Wednesday, May 6, 2009

Only One Stone - Lucky Me

I went to the monthly support group meeting on Monday. (I missed last month, because it just fell out of my brain. Thought about it that afternoon...and then, poof, it was gone.) We begin with a freebie fast food dinner courtesy of one of the drug manufacturers. Not my ideal dinner, but if I don't snarf something at 5:30, it may be 8 or 8:30 before I get a chance to eat.

I introduced myself to another late-arriver who sat next to me. I usually ask if someone is a patient or caregiver, but nothing beyond that. They can volunteer whatever they want to share. It turned out this dear lady, we'll call her Alice, was a caregiver. In a few brief sentences, she filled me in: her son is the patient. His brain tumor is back, for the third time. Clearly, they don't think he has a lot of time left. Alice and her husband have moved here for a month from a far western state. Then her exquisite daughter-in-law arrived with her 14-year old grandson. An older grandson wasn't up to attending a meeting; he'd decided to just wait in the car.

My heart broke in a thousand pieces for all of them. I can't imagine how they felt, but I was glad that they came, and told her that. I also told her about other programs, like the personal counselors and free massages. I told her about a cancer program at another facility that offers different services, like yoga and meditation. I gave her the number of the social worker, who could tell her about all this in greater detail, and hook her up directly with the appropriate agencies. It felt like nothing. I know it wasn't, and I know she appreciated it all, but it felt like nothing. It was just the tiniest glimmer into a caregiver's sense of helplessness.
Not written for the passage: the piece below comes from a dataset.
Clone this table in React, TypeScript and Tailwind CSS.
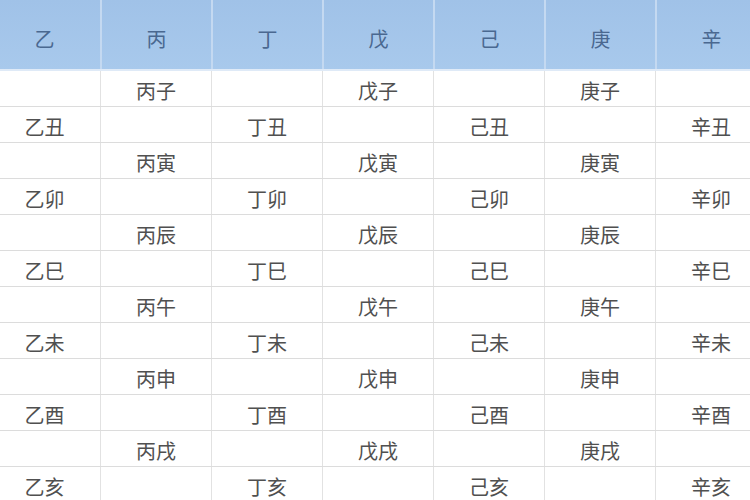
const heads = ['乙', '丙', '丁', '戊', '己', '庚', '辛']
const odd = ['子', '寅', '辰', '午', '申', '戌']
const even = ['丑', '卯', '巳', '未', '酉', '亥']

// 12 rows: even rows fill 丙/戊/庚, odd rows fill 乙/丁/己/辛
const rows = Array.from({ length: 12 }).map((_, r) => {
  const i = Math.floor(r / 2)
  return heads.map((h, c) => {
    if (r % 2 === 0) return c % 2 === 1 ? h + odd[i] : ''
    return c % 2 === 0 ? h + even[i] : ''
  })
})

export default function App() {
  return (
    <div
      className="w-[750px] h-[500px] overflow-hidden bg-white"
      style={{ fontFamily: '"Noto Sans CJK SC", "Noto Sans", sans-serif' }}
    >
      <div className="-ml-[11px] w-[777px]">
        {/* Header */}
        <div className="grid grid-cols-[repeat(7,111px)] h-[71px] border-b-2 border-[#dfeaf7]">
          {heads.map((h, i) => (
            <div
              key={h}
              className={`flex items-center justify-center pt-[8px] bg-gradient-to-b from-[#a0c2e8] to-[#a8c9ec] text-[20px] text-[#4a6890]
                ${i > 0 ? 'border-l-2 border-[#c4d9f1]' : ''}`}
            >
              {h}
            </div>
          ))}
        </div>

        {/* Body */}
        {rows.map((row, r) => (
          <div key={r} className="grid grid-cols-[repeat(7,111px)] h-[36px] border-b border-[#dcdcdc]">
            {row.map((cell, c) => (
              <div
                key={c}
                className={`flex items-center justify-center pt-[5px] text-[20px] text-[#505050]
                  ${c > 0 ? 'border-l border-[#e2e2e2]' : ''}`}
              >
                {cell}
              </div>
            ))}
          </div>
        ))}
      </div>
    </div>
  )
}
We separated for the support groups. There are meetings for children, caregivers, and cancer patients, divided by cancer type. In my group, almost all the caregivers attend the MM meeting with their spouse, instead of the caregivers' meeting. I went in with a heavy heart, thinking about Alice and her family. In many ways, cancer is harder on the caregiver and the family than it is on the patient. We've got clearly defined goals and objectives, and few responsibilities. But the caregiver's role is less defined, and more challenging, especially when there are minor children.

I was distracted by an excellent meeting. But I have thought about Alice and her family every day since then, realizing that by the time next month's meeting rolls around, her son will probably be gone. I usually struggle with envy when I go to support meetings: I seem to be the only unmarried MM patient and going through this without a partner/caregiver is, I believe, my biggest challenge. But maybe that's a blessing in disguise, too.

by Piet Hein

If a nasty jagged stone
gets into your shoe,
thank the Lord it came alone –
what if it were two?

1 comment:

tim's wife said...

You are a brave gal facing this
without someone always by your side. I'm humbled by your courage.
And you are so right about the difference when children are involved. The hardest thing that Tim and I deal with is our young daughter. It breaks our hearts to think of how her life has been altered and the fear she now lives with everyday. So unfair for any child. The only time my husband ever got down about his diagnosis was when he thought about the possibility of leaving her and what it would do to her. It's an agony I wouldn't wish on anyone.
I just caught a few moments of that Susan Sarandon movie last night where she is saying goodbye to her kids because she is dying of cancer. I burst into tears and turned it off. There are many who have more "stones" than us and it looks like all of us can be just overcome with sympathy.